Begin
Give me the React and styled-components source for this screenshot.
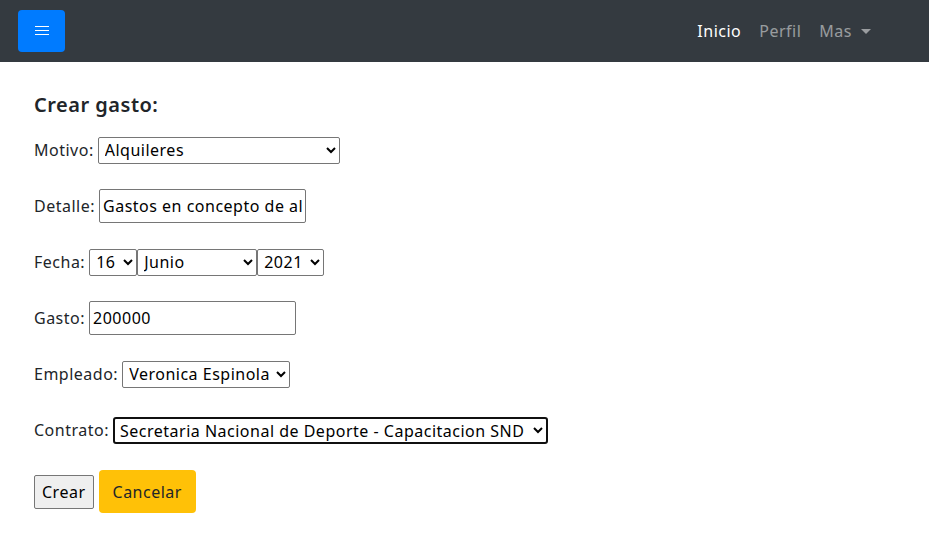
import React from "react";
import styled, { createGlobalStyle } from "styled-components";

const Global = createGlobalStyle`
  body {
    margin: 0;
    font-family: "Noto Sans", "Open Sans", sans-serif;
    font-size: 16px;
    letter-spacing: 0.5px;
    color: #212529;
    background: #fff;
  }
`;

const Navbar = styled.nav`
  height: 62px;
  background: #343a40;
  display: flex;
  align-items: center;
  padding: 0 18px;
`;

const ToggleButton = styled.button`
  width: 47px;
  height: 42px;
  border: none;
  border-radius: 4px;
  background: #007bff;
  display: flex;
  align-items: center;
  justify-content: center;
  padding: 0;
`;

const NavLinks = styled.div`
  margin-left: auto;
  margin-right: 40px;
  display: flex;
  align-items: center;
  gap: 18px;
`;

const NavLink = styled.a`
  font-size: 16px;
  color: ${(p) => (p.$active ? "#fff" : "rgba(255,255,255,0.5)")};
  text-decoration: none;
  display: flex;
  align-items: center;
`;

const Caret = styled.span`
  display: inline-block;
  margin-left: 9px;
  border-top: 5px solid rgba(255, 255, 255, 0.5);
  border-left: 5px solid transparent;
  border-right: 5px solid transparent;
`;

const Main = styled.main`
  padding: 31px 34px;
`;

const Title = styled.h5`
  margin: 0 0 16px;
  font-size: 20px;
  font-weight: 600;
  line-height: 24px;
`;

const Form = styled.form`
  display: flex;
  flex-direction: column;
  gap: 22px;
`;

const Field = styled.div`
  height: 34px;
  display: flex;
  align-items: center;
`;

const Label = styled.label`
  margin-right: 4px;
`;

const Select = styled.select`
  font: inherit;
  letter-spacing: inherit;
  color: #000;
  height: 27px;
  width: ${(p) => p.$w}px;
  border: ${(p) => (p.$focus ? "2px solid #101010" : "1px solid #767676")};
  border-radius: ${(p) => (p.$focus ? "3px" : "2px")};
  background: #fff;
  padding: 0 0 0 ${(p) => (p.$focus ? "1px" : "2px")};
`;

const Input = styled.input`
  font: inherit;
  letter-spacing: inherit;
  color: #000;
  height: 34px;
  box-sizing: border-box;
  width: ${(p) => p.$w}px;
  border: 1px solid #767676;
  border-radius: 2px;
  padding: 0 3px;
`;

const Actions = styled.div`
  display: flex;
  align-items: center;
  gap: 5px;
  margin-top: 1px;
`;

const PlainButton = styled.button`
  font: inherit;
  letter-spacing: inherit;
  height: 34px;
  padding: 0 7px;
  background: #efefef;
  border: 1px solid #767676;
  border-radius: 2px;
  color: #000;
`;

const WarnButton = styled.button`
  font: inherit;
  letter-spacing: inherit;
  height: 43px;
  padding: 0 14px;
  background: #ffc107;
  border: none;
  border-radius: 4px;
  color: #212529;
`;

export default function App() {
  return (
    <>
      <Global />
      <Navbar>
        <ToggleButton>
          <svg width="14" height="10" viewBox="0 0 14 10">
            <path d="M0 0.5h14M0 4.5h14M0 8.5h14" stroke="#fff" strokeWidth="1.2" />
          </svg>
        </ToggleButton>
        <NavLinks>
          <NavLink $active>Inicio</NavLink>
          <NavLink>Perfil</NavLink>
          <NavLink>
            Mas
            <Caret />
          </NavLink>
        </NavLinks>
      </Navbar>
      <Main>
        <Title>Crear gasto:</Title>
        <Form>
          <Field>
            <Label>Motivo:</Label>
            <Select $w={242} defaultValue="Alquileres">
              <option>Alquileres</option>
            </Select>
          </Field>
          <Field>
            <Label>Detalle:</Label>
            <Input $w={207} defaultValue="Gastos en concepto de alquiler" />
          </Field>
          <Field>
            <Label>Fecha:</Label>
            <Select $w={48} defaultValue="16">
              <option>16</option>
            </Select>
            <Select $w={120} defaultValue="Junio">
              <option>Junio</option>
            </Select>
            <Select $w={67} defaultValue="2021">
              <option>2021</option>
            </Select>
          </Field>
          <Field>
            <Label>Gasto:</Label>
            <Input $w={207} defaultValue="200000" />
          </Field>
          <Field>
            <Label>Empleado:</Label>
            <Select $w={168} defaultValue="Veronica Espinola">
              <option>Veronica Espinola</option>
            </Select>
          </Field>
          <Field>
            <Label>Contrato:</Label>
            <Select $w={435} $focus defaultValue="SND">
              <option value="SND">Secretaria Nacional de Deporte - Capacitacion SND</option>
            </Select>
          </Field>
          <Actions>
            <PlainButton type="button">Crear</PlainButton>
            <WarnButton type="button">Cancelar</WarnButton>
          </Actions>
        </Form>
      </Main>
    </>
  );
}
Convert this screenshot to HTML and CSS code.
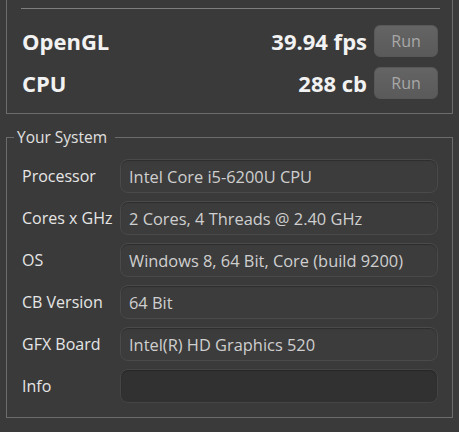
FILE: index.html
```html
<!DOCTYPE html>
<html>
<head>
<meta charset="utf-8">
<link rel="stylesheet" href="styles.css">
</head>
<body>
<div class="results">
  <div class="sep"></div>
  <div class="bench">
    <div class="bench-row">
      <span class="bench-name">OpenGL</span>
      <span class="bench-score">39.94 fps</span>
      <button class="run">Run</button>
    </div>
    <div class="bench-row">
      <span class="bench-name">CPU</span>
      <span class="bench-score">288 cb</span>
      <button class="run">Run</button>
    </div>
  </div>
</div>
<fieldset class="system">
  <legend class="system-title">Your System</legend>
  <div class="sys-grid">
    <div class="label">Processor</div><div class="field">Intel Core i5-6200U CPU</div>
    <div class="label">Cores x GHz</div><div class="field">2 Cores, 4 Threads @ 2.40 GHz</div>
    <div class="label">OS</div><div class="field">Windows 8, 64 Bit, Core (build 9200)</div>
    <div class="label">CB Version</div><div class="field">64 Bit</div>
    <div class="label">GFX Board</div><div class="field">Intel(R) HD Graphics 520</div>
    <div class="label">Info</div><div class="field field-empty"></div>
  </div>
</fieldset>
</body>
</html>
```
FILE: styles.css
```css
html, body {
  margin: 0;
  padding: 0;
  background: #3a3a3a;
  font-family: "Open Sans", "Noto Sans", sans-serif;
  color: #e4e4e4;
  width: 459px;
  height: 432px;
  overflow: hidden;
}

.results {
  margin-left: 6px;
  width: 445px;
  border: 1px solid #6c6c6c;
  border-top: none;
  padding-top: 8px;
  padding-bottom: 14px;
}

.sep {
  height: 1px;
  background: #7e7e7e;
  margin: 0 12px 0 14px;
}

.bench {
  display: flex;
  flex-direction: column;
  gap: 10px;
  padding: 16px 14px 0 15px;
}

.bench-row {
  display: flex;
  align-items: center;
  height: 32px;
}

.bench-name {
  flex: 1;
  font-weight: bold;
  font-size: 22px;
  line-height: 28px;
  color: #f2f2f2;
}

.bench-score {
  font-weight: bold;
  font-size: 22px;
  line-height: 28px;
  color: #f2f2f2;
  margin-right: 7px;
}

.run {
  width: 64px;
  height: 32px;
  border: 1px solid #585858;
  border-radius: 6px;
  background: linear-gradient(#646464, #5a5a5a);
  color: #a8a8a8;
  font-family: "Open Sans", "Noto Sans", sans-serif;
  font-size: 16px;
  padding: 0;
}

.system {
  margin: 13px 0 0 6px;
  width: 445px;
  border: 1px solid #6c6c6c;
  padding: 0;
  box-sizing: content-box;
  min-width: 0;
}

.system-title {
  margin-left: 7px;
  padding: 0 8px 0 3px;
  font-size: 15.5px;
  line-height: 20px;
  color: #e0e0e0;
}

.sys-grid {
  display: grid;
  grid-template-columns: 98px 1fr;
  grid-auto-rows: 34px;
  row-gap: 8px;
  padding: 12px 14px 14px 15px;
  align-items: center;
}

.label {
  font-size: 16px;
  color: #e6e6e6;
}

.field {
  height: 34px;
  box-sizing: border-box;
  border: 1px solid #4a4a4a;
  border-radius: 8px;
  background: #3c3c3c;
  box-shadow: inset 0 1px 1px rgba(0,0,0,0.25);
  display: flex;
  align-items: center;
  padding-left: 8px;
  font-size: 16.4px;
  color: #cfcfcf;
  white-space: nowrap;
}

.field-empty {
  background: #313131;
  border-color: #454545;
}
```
End
Only the count is wanted: report how many lines of the material above hold the word "components".

2